┌─ Data for processing
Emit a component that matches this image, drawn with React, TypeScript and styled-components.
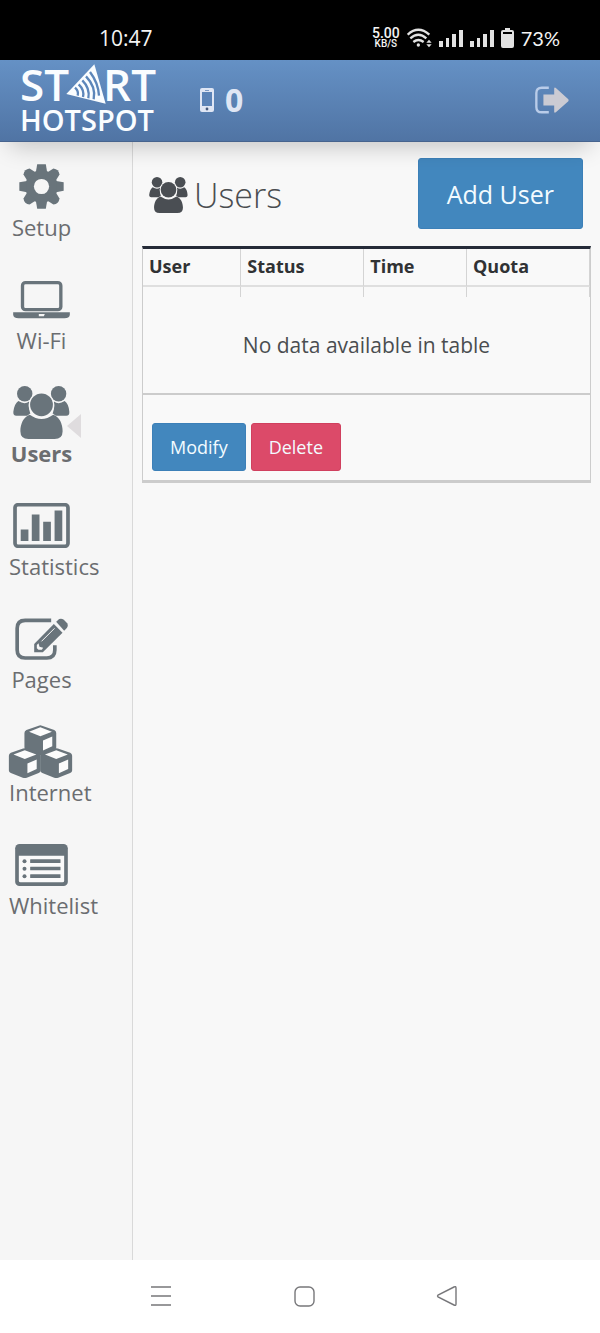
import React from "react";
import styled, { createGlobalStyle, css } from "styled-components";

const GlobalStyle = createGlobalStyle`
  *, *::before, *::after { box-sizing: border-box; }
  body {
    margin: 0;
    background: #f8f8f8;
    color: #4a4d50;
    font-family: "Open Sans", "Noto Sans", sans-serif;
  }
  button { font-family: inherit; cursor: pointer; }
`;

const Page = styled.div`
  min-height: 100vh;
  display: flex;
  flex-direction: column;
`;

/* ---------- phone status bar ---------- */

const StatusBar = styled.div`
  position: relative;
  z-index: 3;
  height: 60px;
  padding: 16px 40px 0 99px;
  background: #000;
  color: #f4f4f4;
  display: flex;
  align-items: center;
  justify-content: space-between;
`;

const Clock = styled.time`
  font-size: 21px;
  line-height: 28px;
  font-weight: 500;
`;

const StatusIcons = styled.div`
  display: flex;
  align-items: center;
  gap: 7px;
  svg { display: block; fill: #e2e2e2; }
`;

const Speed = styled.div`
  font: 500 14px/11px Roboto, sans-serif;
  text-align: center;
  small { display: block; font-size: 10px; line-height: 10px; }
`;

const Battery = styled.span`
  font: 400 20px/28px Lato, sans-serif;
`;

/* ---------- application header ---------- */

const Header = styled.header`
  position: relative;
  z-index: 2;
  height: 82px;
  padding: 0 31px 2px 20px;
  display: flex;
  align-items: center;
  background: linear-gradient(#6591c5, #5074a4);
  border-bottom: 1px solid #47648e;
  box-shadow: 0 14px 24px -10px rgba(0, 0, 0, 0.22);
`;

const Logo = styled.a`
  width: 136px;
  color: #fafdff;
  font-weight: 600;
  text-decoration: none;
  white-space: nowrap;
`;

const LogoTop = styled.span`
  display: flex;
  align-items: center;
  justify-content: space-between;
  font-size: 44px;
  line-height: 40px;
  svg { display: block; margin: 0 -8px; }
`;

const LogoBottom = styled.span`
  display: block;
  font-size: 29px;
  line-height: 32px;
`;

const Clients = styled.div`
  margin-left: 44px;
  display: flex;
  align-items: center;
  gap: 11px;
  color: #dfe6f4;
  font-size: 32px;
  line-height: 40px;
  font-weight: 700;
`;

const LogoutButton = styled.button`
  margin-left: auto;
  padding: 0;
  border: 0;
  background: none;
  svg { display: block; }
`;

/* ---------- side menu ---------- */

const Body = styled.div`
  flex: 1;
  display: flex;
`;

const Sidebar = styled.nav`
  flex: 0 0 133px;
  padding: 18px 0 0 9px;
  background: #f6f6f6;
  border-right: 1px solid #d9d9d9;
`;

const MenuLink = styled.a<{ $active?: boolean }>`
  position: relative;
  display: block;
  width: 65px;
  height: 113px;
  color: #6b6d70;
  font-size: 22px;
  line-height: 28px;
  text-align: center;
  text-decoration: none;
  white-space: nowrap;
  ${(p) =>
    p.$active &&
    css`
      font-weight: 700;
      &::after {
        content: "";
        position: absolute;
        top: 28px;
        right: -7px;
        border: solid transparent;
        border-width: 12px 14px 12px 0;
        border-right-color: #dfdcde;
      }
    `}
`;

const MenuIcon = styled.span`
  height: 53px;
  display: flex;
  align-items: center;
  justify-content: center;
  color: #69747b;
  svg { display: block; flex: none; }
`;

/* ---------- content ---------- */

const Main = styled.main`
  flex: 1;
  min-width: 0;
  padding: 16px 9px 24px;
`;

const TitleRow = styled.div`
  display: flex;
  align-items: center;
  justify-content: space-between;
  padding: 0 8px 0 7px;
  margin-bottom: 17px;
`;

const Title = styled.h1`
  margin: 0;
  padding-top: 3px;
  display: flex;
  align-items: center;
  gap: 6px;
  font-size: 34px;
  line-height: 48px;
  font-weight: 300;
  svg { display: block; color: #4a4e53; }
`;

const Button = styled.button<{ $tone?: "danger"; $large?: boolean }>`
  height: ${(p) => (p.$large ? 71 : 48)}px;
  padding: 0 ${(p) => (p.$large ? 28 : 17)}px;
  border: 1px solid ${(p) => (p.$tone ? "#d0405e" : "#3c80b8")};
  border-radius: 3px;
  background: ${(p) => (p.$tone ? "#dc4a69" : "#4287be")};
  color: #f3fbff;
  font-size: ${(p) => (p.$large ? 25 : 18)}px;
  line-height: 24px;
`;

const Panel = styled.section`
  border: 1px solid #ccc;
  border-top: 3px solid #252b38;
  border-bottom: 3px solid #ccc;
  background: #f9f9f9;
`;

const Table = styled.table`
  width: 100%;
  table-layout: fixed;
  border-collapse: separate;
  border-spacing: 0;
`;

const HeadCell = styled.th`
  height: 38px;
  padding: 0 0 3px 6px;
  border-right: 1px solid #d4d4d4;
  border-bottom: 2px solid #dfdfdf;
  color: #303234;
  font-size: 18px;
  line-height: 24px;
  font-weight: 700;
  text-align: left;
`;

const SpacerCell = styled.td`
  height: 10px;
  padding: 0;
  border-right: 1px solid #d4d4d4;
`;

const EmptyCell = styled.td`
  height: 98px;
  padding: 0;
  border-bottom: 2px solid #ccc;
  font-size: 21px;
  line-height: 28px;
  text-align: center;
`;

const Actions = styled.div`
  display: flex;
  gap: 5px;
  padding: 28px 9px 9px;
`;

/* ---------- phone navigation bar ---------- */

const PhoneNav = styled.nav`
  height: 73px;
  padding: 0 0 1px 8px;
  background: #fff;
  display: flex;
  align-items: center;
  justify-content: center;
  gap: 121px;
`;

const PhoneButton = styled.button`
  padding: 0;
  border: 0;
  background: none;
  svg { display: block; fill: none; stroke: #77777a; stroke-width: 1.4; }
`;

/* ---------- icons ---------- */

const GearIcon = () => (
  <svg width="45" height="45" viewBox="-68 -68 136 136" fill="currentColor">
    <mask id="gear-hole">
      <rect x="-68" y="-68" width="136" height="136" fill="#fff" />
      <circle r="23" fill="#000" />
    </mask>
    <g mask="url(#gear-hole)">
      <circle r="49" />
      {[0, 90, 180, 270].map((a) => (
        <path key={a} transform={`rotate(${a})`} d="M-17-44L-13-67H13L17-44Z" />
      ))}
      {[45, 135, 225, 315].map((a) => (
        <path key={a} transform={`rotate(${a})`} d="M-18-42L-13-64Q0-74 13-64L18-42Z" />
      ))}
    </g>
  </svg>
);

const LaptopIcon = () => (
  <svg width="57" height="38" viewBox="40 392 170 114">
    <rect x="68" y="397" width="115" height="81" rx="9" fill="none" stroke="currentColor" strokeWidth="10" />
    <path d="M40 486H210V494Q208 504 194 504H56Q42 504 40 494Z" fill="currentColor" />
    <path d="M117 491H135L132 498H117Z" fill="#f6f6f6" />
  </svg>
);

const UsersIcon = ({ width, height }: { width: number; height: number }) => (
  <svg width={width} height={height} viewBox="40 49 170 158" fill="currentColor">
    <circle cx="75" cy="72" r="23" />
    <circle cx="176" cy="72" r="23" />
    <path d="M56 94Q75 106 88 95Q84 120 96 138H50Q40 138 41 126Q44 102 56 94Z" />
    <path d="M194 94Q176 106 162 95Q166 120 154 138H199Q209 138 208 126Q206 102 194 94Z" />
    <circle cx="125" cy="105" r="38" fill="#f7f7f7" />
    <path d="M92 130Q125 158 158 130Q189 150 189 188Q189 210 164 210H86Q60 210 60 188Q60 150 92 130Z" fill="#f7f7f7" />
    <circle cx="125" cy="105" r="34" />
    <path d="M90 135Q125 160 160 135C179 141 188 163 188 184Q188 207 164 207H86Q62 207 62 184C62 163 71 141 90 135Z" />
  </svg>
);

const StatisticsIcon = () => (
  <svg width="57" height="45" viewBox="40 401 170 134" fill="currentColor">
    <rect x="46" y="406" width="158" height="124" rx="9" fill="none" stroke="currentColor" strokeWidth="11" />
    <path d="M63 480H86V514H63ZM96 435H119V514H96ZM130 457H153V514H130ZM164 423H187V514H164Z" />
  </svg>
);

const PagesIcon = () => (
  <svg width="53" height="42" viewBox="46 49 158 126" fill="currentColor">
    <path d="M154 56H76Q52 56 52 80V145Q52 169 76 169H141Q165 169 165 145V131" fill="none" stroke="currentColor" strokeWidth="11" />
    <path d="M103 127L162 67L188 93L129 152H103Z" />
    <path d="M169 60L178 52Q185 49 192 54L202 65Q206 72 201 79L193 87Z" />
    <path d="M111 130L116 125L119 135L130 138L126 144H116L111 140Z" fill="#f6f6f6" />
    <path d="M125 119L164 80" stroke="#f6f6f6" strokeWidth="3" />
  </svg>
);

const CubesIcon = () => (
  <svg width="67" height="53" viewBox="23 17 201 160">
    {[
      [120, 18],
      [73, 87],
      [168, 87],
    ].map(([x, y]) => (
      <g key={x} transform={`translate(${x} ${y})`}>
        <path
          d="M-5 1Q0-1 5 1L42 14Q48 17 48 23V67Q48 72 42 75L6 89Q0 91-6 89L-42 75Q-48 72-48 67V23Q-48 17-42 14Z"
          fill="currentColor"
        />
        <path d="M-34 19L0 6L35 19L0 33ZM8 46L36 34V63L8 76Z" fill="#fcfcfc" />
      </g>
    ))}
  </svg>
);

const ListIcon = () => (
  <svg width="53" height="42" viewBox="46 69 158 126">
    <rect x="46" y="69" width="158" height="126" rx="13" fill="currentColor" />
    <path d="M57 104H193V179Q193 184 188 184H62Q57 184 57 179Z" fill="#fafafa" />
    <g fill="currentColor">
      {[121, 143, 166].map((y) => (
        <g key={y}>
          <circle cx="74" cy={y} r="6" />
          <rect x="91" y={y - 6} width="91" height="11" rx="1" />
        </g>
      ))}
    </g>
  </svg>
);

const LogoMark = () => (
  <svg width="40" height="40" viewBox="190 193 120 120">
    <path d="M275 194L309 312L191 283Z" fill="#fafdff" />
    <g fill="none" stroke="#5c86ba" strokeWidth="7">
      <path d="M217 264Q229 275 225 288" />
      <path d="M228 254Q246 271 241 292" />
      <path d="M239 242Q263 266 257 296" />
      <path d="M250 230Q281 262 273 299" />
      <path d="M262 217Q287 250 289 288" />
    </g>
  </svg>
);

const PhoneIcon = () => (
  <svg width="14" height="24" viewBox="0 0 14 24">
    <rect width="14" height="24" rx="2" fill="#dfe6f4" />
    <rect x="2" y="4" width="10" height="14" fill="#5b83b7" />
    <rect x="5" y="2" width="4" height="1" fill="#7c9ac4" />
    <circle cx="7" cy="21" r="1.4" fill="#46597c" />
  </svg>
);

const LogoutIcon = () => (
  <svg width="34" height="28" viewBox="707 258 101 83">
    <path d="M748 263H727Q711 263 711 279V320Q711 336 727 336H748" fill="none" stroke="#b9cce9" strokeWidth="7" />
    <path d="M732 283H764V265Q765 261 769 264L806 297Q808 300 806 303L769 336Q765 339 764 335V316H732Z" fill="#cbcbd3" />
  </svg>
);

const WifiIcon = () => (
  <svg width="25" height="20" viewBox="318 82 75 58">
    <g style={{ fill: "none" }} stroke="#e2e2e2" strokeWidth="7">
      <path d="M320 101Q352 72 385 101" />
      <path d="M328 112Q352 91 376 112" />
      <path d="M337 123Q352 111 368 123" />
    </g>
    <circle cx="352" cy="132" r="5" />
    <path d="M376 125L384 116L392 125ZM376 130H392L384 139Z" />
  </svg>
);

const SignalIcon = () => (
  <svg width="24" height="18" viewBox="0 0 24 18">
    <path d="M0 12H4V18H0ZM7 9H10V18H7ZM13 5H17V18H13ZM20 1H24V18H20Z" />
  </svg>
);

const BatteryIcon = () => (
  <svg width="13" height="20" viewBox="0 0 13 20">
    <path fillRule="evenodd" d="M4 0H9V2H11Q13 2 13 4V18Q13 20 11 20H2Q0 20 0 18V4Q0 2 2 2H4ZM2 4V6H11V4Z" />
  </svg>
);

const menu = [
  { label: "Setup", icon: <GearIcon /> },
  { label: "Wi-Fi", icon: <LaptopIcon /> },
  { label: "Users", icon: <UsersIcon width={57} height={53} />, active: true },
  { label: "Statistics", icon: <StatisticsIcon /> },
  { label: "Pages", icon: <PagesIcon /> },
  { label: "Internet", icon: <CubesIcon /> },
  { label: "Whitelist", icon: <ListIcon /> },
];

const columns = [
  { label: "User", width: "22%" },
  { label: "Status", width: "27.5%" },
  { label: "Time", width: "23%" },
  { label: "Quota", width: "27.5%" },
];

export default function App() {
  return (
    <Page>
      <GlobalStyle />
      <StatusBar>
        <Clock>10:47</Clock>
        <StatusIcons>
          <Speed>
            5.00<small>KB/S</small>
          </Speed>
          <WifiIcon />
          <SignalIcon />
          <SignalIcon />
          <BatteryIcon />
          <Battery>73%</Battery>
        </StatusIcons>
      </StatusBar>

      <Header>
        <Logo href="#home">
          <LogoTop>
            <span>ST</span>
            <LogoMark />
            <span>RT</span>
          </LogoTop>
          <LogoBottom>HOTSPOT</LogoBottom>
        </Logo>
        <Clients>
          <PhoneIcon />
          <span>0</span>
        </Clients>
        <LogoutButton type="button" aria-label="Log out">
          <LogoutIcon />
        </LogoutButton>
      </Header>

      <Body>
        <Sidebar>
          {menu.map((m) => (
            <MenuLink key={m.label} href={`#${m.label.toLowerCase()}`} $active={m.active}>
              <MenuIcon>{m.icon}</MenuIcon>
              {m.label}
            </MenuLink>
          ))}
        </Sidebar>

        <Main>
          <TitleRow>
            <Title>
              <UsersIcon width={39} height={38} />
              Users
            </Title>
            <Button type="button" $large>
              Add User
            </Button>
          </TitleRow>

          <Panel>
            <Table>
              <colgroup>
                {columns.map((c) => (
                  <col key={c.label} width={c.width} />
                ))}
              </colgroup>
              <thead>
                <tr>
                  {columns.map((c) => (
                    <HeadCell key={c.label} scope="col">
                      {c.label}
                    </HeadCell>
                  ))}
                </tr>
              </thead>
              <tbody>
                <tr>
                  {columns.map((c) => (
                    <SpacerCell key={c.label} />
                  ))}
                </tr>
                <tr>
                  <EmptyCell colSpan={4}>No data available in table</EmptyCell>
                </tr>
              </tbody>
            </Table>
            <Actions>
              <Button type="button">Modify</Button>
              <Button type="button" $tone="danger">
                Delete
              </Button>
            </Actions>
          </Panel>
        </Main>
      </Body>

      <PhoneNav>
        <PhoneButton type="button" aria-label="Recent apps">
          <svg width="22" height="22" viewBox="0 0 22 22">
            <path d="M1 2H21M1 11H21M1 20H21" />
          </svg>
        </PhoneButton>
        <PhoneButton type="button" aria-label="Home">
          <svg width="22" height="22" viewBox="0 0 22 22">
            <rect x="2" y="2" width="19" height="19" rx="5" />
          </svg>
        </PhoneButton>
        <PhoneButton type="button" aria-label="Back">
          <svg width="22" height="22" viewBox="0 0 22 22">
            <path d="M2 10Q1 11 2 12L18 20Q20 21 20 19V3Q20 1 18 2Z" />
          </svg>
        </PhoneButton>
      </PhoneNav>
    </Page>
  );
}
└─
┌─ Data for processing
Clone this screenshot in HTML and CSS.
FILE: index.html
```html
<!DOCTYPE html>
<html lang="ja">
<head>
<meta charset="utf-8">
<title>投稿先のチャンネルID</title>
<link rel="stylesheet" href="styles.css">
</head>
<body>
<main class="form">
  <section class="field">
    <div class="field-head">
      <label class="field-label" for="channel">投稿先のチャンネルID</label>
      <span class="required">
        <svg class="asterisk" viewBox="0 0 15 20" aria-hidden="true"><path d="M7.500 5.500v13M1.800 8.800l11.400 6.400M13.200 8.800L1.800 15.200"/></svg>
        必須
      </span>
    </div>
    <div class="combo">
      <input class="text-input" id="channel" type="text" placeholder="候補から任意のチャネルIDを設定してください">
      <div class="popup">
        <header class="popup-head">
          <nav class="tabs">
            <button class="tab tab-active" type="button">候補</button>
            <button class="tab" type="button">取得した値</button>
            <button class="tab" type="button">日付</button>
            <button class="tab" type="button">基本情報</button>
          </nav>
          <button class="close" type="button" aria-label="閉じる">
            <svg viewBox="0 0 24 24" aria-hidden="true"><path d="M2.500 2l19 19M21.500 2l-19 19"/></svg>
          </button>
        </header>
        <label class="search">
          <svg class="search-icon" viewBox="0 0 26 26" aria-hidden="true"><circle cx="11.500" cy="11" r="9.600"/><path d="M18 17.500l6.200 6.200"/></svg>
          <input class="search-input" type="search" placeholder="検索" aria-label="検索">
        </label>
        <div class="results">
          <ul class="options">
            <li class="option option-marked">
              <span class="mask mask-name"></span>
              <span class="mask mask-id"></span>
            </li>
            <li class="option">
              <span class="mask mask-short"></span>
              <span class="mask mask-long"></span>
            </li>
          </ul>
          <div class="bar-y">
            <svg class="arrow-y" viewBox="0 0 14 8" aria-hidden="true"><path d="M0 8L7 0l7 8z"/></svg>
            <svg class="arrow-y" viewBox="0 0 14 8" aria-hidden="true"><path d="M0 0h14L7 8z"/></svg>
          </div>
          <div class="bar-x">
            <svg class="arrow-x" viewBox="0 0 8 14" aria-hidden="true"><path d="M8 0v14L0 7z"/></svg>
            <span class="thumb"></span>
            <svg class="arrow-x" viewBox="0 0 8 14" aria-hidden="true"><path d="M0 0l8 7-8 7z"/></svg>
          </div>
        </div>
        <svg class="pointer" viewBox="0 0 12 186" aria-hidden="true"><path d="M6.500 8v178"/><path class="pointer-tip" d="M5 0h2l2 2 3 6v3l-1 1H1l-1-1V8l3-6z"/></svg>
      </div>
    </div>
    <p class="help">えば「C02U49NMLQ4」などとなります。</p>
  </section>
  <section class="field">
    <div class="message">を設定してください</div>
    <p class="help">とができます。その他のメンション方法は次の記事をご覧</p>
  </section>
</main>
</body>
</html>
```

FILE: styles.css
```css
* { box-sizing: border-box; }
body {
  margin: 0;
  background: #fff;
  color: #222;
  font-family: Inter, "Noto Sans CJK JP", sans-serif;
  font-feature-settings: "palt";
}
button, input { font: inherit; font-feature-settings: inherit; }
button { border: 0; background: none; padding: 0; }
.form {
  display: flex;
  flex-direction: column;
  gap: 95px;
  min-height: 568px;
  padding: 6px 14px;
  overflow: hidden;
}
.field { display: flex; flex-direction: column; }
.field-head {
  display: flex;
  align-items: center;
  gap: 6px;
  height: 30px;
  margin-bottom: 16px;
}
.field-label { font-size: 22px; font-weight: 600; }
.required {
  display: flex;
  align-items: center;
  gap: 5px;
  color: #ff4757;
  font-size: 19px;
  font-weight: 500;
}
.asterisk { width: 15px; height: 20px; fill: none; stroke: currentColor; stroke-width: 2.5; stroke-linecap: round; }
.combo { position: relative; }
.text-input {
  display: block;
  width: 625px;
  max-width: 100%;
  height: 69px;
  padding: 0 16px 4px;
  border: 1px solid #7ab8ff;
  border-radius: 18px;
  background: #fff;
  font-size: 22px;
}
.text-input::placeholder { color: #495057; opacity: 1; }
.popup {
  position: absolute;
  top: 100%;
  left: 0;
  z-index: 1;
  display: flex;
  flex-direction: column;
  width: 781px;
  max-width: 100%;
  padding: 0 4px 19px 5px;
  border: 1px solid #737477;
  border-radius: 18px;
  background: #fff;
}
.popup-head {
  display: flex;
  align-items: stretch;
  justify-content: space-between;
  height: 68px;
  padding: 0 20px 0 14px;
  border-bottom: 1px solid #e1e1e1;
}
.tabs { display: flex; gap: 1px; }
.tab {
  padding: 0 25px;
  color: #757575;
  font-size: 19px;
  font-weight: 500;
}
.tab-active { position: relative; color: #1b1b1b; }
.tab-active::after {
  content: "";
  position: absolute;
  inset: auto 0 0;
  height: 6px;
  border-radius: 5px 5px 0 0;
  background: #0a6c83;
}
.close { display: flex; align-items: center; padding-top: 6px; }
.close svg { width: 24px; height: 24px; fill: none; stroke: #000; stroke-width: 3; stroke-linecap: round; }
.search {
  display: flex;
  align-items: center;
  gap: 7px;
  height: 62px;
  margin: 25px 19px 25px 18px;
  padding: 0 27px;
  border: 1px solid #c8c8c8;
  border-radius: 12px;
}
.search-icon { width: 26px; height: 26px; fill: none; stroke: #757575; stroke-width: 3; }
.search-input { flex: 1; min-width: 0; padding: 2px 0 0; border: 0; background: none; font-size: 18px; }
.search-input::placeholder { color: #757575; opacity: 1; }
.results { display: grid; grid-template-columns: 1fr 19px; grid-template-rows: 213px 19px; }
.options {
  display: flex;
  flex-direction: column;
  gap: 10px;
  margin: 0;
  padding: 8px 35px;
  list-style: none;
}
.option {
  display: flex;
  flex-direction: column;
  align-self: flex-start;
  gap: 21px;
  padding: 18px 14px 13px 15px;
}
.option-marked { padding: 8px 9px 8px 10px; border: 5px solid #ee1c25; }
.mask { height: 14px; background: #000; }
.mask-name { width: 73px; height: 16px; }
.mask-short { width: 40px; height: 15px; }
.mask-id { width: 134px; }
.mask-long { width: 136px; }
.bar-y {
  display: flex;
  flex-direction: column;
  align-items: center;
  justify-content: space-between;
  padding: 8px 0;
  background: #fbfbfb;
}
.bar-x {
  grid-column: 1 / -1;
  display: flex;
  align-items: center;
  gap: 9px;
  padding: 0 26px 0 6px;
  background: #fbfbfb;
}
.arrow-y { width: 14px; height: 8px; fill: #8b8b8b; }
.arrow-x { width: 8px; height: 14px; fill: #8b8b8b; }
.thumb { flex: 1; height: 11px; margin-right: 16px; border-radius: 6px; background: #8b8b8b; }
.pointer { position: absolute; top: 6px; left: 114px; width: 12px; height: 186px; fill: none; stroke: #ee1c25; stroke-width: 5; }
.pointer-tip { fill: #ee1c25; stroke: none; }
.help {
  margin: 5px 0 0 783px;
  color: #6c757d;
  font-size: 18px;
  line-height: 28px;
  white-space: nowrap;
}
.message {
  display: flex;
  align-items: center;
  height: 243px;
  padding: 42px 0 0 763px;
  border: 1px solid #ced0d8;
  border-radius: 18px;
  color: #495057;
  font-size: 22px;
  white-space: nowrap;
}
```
└─
* **Task prompt**:
Repeat exactly, and only, the entries from the line with "Emit a component" through the line with "header ---------- */". Pictures are skipped.

* **Task output**:
Emit a component that matches this image, drawn with React, TypeScript and styled-components.
import React from "react";
import styled, { createGlobalStyle, css } from "styled-components";

const GlobalStyle = createGlobalStyle`
  *, *::before, *::after { box-sizing: border-box; }
  body {
    margin: 0;
    background: #f8f8f8;
    color: #4a4d50;
    font-family: "Open Sans", "Noto Sans", sans-serif;
  }
  button { font-family: inherit; cursor: pointer; }
`;

const Page = styled.div`
  min-height: 100vh;
  display: flex;
  flex-direction: column;
`;

/* ---------- phone status bar ---------- */

const StatusBar = styled.div`
  position: relative;
  z-index: 3;
  height: 60px;
  padding: 16px 40px 0 99px;
  background: #000;
  color: #f4f4f4;
  display: flex;
  align-items: center;
  justify-content: space-between;
`;

const Clock = styled.time`
  font-size: 21px;
  line-height: 28px;
  font-weight: 500;
`;

const StatusIcons = styled.div`
  display: flex;
  align-items: center;
  gap: 7px;
  svg { display: block; fill: #e2e2e2; }
`;

const Speed = styled.div`
  font: 500 14px/11px Roboto, sans-serif;
  text-align: center;
  small { display: block; font-size: 10px; line-height: 10px; }
`;

const Battery = styled.span`
  font: 400 20px/28px Lato, sans-serif;
`;

/* ---------- application header ---------- */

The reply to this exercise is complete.